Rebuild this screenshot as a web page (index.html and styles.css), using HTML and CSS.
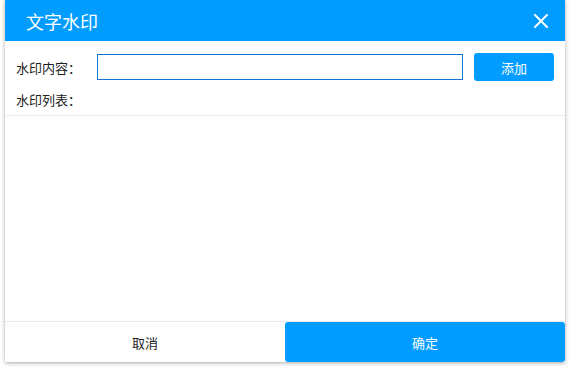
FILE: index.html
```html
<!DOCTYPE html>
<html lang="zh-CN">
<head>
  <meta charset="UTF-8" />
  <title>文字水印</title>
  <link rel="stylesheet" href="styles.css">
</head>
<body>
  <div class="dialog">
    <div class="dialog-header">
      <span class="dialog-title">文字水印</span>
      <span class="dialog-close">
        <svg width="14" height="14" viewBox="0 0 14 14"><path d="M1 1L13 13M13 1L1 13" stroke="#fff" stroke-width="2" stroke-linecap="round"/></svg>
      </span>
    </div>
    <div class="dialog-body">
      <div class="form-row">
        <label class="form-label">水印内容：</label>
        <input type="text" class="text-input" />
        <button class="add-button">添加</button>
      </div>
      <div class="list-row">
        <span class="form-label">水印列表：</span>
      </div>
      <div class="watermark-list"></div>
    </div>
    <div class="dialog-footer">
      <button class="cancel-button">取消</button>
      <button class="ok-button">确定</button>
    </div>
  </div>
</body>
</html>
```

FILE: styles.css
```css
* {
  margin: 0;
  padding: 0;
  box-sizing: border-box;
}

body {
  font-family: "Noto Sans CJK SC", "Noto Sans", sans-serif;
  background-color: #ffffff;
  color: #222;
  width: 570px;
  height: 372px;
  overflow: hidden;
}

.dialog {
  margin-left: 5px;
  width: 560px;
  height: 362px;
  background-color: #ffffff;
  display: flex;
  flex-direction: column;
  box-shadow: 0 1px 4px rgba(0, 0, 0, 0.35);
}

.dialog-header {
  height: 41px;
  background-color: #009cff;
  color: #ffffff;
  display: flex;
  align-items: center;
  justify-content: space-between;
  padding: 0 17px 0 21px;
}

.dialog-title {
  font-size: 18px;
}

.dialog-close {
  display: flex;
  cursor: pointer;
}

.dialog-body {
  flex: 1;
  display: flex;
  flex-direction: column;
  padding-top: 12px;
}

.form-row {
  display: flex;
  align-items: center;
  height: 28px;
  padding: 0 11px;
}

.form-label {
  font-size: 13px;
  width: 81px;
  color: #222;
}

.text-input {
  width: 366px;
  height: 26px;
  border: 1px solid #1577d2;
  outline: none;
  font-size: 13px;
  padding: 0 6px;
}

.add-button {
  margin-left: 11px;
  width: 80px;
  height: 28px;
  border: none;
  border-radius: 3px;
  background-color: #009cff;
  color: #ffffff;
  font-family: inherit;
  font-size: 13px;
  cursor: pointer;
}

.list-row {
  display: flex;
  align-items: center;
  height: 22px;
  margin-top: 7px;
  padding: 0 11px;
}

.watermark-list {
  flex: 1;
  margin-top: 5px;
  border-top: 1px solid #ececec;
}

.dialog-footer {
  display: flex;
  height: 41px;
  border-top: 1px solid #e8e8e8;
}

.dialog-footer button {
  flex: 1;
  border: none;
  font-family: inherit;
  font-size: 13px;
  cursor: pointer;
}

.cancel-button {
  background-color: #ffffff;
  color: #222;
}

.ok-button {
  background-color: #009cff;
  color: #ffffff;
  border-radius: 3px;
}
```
...
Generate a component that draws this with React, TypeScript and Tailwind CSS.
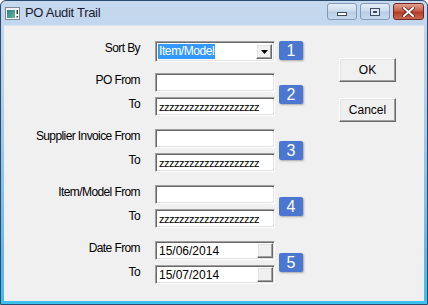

The request
Copy each line above containing the string "this".

Exercise answer
Rebuild this screenshot as a web page (index.html and styles.css), using HTML and CSS.
Generate a component that draws this with React, TypeScript and Tailwind CSS.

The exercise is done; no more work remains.